After more than a week of tepid words from President Obama about the Iran government crackdown on protesters, Obama has finally denounced the regime’s treatment of its citizens. This marks a significant shift in rhetoric from the President who had, until now, refused to take sides and back the Iranian people.
Previously the President remained relatively obtuse and maintained distance from the ground swell of opposition by Iranian citizens against the current regime – except when taking credit for it.
“We respect Iranian sovereignty and want to avoid the United States being the issue inside of Iran.”
“The world is watching. And we stand behind those who are seeking justice in a peaceful way.”

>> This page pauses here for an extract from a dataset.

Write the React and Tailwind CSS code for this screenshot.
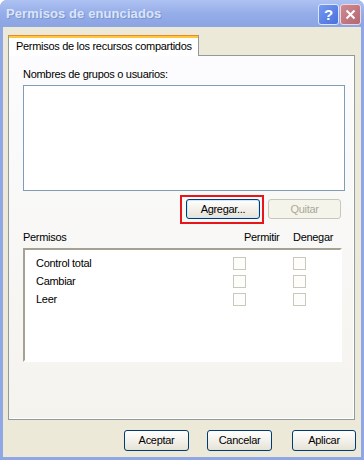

During this time (between June 15 and 19 – when Obama made the quoted statements) Republicans and Democrats have pressured Obama to take a stronger stance and back the people of Iran, which is also an argument that I have made here. The efforts seem to have taken effect as Obama, on June 23, finally stepped up to the podium and took a stronger stance against the unjust actions of the Iranian government towards its own people.
The statements made yesterday may come a bit late and may fall short of some people may desire, but I believe in giving credit where it is due.
“In 2009, no iron fist is strong enough to shut off the world from bearing witness to the peaceful pursuit of justice,” Mr. Obama said. “The United States and the international community have been appalled and outraged by the threats, the beatings and imprisonments of the last few days. I strongly condemn these unjust actions, and I join with the American people in mourning each and every innocent life that is lost.”
“We have experienced the searing image of a woman bleeding to death on the streets. While this loss is raw and extraordinarily painful, we also know this: Those who stand up for justice are always on the right side of history,”
Obama’s new stance is vastly preferable to the one that we have seen over the last nine days. In fact, I would go so far as to say that I approve of the statement. It isn’t so strongly worded as to alienate the reformists – who honestly do not want the U.S. to intervene, but want vocal support – but is worded strongly enough to send a clear message to Tehran. It is only regrettable that the statement comes more than a week late and did not include a direct message stating that ‘we support the people of Iran and their right to a just election’ or something similar.
Where the President will go from here is anyone’s guess. But he has made clear that his focus remains on the Iranian nuclear program. He will have to be extremely careful in his negotiations so as not to grant legitimacy to the regime and thus defeating U.S. support for the reformists still protesting in the streets of Tehran. Which would put the U.S. in a precarious position given that the current regime is extremely unlikely to cease its nuclear aspirations and it would likely embitter the young reformers (roughly 60% of Iran’s population) towards the U.S. Which is important because in the future they will control the government. It could also backfire if, by some slim chance, the reformists manage to topple the current regime.